Happy Meadows Net Zero Courtyard House
Finalist: 2014 USGBC-NC (US GREEN BUILDING COUNCIL - NC) Residential Design Award
Happy Meadows Front
Cozy Window Seat
Happy Meadows Kitchen
Happy Meadows Front
HMCH Reclaimed Wood Wall: © Allen Weiss
This project has been third party verified to the following highest industry standards:
• NATIONAL GREEN BUILDING STANDARD "EMERALD" (HIGHEST RATING)
• PHIUS PLUS (US PASSIVE HOUSE) CERTIFIED
• AWAITING LEED CERTIFICATION (PROJECTED GOLD)
• NET-ZERO that goes beyond into NET-POSITIVE!
This means the owners make enough energy to power their house
PLUS a small electric vehicle!
• NEGATIVE HERS SCORE: -1
• DEPARTMENT OF ENERGY CHALLENGE HOME
• GROUND SOURCE (GEOTHERMAL) HEATING AND COOLING
• NO VOC PRODUCTS USED INSIDE
• MANY RECLAIMED OR SCRAP MATERIALS USED FOR FINISHES INSIDE
• ENERGY STAR
• ALMOST 100% ROOFTOP RAINWATER CAPTURE FOR LANDSCAPE IRRIGATION
• WILDLIFE HABITAT CREATION WITH RAINWATER FED FROG POND
The Happy Meadows Courtyard House was designed in 2013 for Phil and Velma Helfaer and was built in 2014 by Kevin Murphy of NewPhire Building, based in Chapel Hill, NC.
The Helfaers asked for a small, modern house of modest and private character that would express their deep dedication to the environment and health.
The solution was a courtyard house with an understated entry from the north side -- opening up to large windows, view and light on the south. The internal courtyard provides the "delight" factor and a special green spot that can be enjoyed privately.
The Happy Meadows Courtyard House was built to strict PHIUS (US Passive House) standards. Superinsulation in walls, roofs and under the floor slab double current code requirements.
The small rooftop photovoltaic array means we're going beyond net zero into net positive -- we produce enough energy for the house AND have enough left over to power a small electric vehicle!
Water capture is not only a sustainable feature in this house, but also a major driver of the entire design. We were able to achieve almost 100% rooftop rainwater capture.
The majority of the rainwater falling on the roof is directed to a 1200 gallon underground cistern, but about 15% is channeled via an innovative butterfly roof and scupper detail to a water garden and wildlife pool.
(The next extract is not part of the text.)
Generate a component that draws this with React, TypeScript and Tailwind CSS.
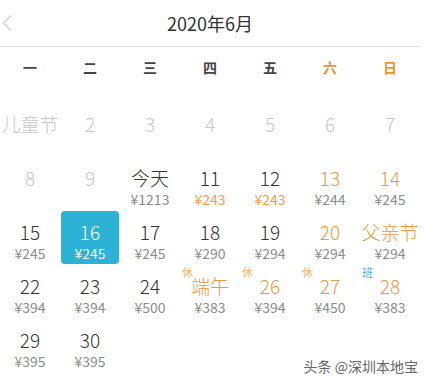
import React from 'react';

type Day = {
  label: string;
  price?: string;
  past?: boolean;
  orange?: boolean;
  orangePrice?: boolean;
  tag?: '休' | '班';
  selected?: boolean;
};

const weekdays = ['一', '二', '三', '四', '五', '六', '日'];

const rows: (Day | null)[][] = [
  [
    { label: '儿童节', past: true },
    { label: '2', past: true },
    { label: '3', past: true },
    { label: '4', past: true },
    { label: '5', past: true },
    { label: '6', past: true },
    { label: '7', past: true },
  ],
  [
    { label: '8', past: true },
    { label: '9', past: true },
    { label: '今天', price: '¥1213' },
    { label: '11', price: '¥243', orangePrice: true },
    { label: '12', price: '¥243', orangePrice: true },
    { label: '13', price: '¥244', orange: true },
    { label: '14', price: '¥245', orange: true },
  ],
  [
    { label: '15', price: '¥245' },
    { label: '16', price: '¥245', selected: true },
    { label: '17', price: '¥245' },
    { label: '18', price: '¥290' },
    { label: '19', price: '¥294' },
    { label: '20', price: '¥294', orange: true },
    { label: '父亲节', price: '¥294', orange: true },
  ],
  [
    { label: '22', price: '¥394' },
    { label: '23', price: '¥394' },
    { label: '24', price: '¥500' },
    { label: '端午', price: '¥383', orange: true, tag: '休' },
    { label: '26', price: '¥394', orange: true, tag: '休' },
    { label: '27', price: '¥450', orange: true, tag: '休' },
    { label: '28', price: '¥383', orange: true, tag: '班' },
  ],
  [
    { label: '29', price: '¥395' },
    { label: '30', price: '¥395' },
    null,
    null,
    null,
    null,
    null,
  ],
];

function DayCell({ day }: { day: Day | null }) {
  if (!day) return <div className="h-[54px]" />;

  let labelColor = 'text-[#333333]';
  if (day.past) labelColor = 'text-[#c8c8c8]';
  else if (day.orange) labelColor = 'text-[#ea9a45]';
  if (day.selected) labelColor = 'text-white';

  let priceColor = day.orangePrice ? 'text-[#f0a04e]' : 'text-[#8c8c8c]';
  if (day.selected) priceColor = 'text-white';

  return (
    <div className="relative h-[54px]">
      <div
        className={
          day.selected
            ? 'mx-[1px] flex h-[53px] flex-col items-center rounded-[4px] bg-[#2cb2d4] pt-[10px]'
            : 'flex h-[53px] flex-col items-center pt-[10px]'
        }
      >
        <span className={`whitespace-nowrap text-[19px] font-light leading-[22px] ${labelColor}`}>
          {day.label}
        </span>
        {day.price && (
          <span className={`mt-[1px] text-[14px] leading-[18px] ${priceColor}`}>{day.price}</span>
        )}
      </div>
      {day.tag && (
        <span
          className={`absolute left-[2px] top-[1px] text-[11px] leading-[12px] ${
            day.tag === '班' ? 'text-[#4aaed0]' : 'text-[#f2b46c]'
          }`}
        >
          {day.tag}
        </span>
      )}
    </div>
  );
}

export default function App() {
  return (
    <div
      className="relative h-[381px] w-[428px] overflow-hidden bg-white"
      style={{ fontFamily: '"Noto Sans CJK SC", "Noto Sans", sans-serif' }}
    >
      <div className="w-[420px]">
        {/* header */}
        <div className="relative flex h-[47px] items-center justify-center border-b border-[#e3e3e3]">
          <svg
            className="absolute left-[1px] top-[14px]"
            width="12"
            height="18"
            viewBox="0 0 12 18"
            fill="none"
          >
            <path d="M10 1.5 L2.5 9 L10 16.5" stroke="#dcdcdc" strokeWidth="2" />
          </svg>
          <span className="text-[18px] leading-none text-[#333333]">2020年6月</span>
        </div>

        {/* weekday labels */}
        <div className="grid grid-cols-7 h-[41px] items-center">
          {weekdays.map((w, i) => (
            <span
              key={w}
              className={`text-center text-[14px] font-semibold ${
                i >= 5 ? 'text-[#e8962f]' : 'text-[#444444]'
              }`}
            >
              {w}
            </span>
          ))}
        </div>

        {/* days */}
        <div className="mt-[15px] flex flex-col">
          {rows.map((row, r) => (
            <div key={r} className="grid grid-cols-7">
              {row.map((d, c) => (
                <DayCell key={c} day={d} />
              ))}
            </div>
          ))}
        </div>
      </div>

      <span className="absolute bottom-[8px] right-[10px] text-[14px] leading-none text-[#666666] [text-shadow:0_0_2px_#ffffff]">
        头条 @深圳本地宝
      </span>
    </div>
  );
}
The wildlife pool was a design feature from the very start and specifically designed to provide water for the animals that inhabit Happy Meadows. Special attention was paid to providing a safe and optimal habitat for frogs as their numbers have declined precipitously in the past decades.
So far the strategy is a huge success, as the wildlife pool already has thousands of tadpoles in it! The owners' commitment to organic gardening ensures an ongoing non-toxic environment for all inhabitants of the property, human and otherwise.